Secondo i consumatori e i viaggiatori, Statuto e Concessione aeroportuale di Comiso si basano su due pilastri: la possibilità di revocare la concessione al gestore, se chiude bilanci negativi per tre esercizi consecutivi, e il controllo costante della Pubblica Amministrazione sulla gestione aeroportuale. Con la incorporazione, questi pilastri sarebbero surrettiziamente demoliti. “Poiché il superamento delle clausole e garanzie poste da concessione e statuto di Soaco rappresentano un valore economico importante, così come l’attività economica aeroportuale, la loro perdita rappresenta un danno erariale ingente che ricadrebbe su chiunque approvasse, a nostro avviso commettendo peraltro un illecito, una simile proposta.”

Melchiorre aggiunge: “Se l’idea di una rete aeroportuale avesse un senso, dovrebbe in ogni caso essere pianificata da un ente politico. Subirla attraverso le decisioni di una società controllata da commissari speciali appena nominati e che di conseguenza hanno appena preso visione dei problemi connessi alla gestione aeroportuale, sembra scorretto e persino una forzatura.”

Secondo i consumatori, oltre ai dieci milioni di passeggeri totalizzati in tempi normali da SAC, Soaco potrebbe totalizzarne almeno altri tre milioni. “Sono numeri che discendono dalle previsioni dell’andamento del traffico europeo in tempi normali ma, guarda caso, mentre gli altri aeroporti siciliani crescono, l’unica cenerentola è Comiso.

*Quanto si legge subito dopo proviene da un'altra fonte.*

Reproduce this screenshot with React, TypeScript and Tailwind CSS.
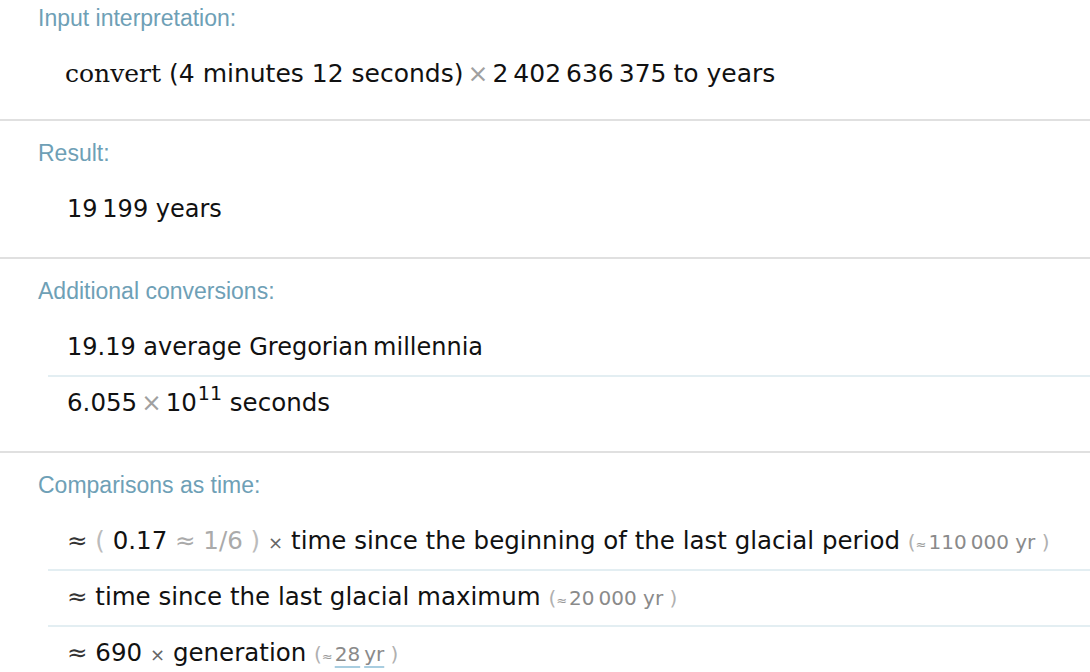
import React from "react";

const sans = "font-['DejaVu_Sans',sans-serif]";
const head = "font-['Liberation_Sans',Arial,sans-serif]";

function Pod({
  title,
  top,
  bottom,
  last,
  children,
}: {
  title: string;
  top: string;
  bottom: string;
  last?: boolean;
  children: React.ReactNode;
}) {
  return (
    <section className={`${top} ${bottom} ${last ? "" : "border-b-2 border-[#e0e0e0]"}`}>
      <h2 className={`${head} pl-[38px] text-[23px] leading-[24px] text-[#6ea0b6]`}>{title}</h2>
      <div className="mt-[28px]">{children}</div>
    </section>
  );
}

function Row({
  first,
  size = "text-[24.5px]",
  children,
}: {
  first?: boolean;
  size?: string;
  children: React.ReactNode;
}) {
  return (
    <div
      className={`ml-[48px] pl-[19px] pb-[12px] h-[44px] ${sans} ${size} leading-[32px] text-[#111] whitespace-nowrap ${
        first ? "" : "border-t-2 border-[#e3eef2] pt-[10px] h-[56px]"
      }`}
    >
      {children}
    </div>
  );
}

const Times = ({ small }: { small?: boolean }) =>
  small ? (
    <span className="text-[18px] leading-none text-[#666] mr-[8px]">×</span>
  ) : (
    <span className="text-[#a0a0a0] mx-[4px]">×</span>
  );

function Note({ children }: { children: React.ReactNode }) {
  return (
    <span className="text-[20px] leading-none text-[#8a8a8a]">
      <span className="text-[#b0b0b0]">(</span>
      <span className="text-[13px] text-[#999] mr-[2px]">≈</span>
      {children}
      <span className="text-[#b0b0b0]"> )</span>
    </span>
  );
}

export default function App() {
  return (
    <div className="w-[1090px] h-[672px] bg-white overflow-hidden">
      <Pod title="Input interpretation:" top="pt-[6px]" bottom="pb-[17px]">
        <Row first size="text-[25px]">
          <span className="font-['DejaVu_Serif',serif] -ml-[2px]">convert</span> (4 minutes 12 seconds)
          <Times />2{"\u2009"}402{"\u2009"}636{"\u2009"}375
          <span className="ml-[7px]">to years</span>
        </Row>
      </Pod>

      <Pod title="Result:" top="pt-[20px]" bottom="pb-[20px]">
        <Row first size="text-[24px]">
          19{"\u2009"}199 years
        </Row>
      </Pod>

      <Pod title="Additional conversions:" top="pt-[20px]" bottom="pb-[20px]">
        <Row first size="text-[24px]">
          19.19 average Gregorian{"\u2009"}millennia
        </Row>
        <Row>
          6.055<Times />10
          <sup className="text-[19px] leading-none -top-[11px] ml-[1px]">11</sup> seconds
        </Row>
      </Pod>

      <Pod title="Comparisons as time:" top="pt-[20px]" bottom="pb-0" last>
        <Row first>
          <span className="text-[#333]">≈</span> <span className="text-[#bbb]">(</span> 0.17{" "}
          <span className="text-[#aaa]">≈ 1/6</span> <span className="text-[#bbb]">)</span>{" "}
          <Times small />
          time since the beginning of the last glacial period{" "}
          <Note>110{"\u2009"}000 yr</Note>
        </Row>
        <Row>
          <span className="text-[#333]">≈</span> time since the last glacial maximum{" "}
          <Note>20{"\u2009"}000 yr</Note>
        </Row>
        <Row>
          <span className="text-[#333]">≈</span> 690 <Times small />
          generation{" "}
          <Note>
            <span className="underline decoration-[#a8cde0] decoration-2 underline-offset-[5px]">28</span>{"\u2009"}
            <span className="underline decoration-[#a8cde0] decoration-2 underline-offset-[5px]">yr</span>
          </Note>
        </Row>
      </Pod>
    </div>
  );
}
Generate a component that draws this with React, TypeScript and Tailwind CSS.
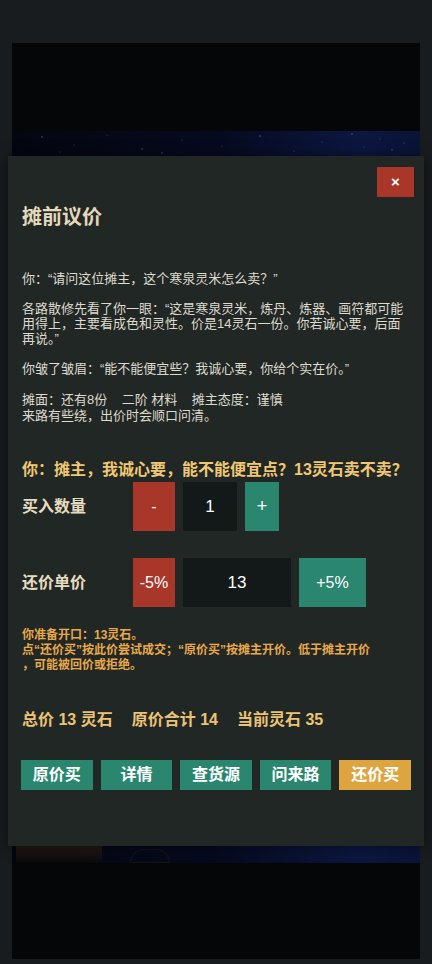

Curioso immaginare che lo stesso soggetto che è allo stesso tempo maggiore creditore di Soaco, suo controllore diretto è anche l’incorporatore, cioè beneficiario dell’operazione ai danni della collettività e soprattutto della comunità comisana. Tra l’altro, tale procedura pare configurare un grave reato penale societario, se si dovesse proseguire su questa strada.”

Mec e Vussia annunciano quindi battaglia. “Il nostro obiettivo è quello di risparmiare a consiglieri comunali, sindaci, presidente della regione e persino agli amministratori delle società coinvolte di dover rispondere personalmente del danno erariale che sembra profilarsi.”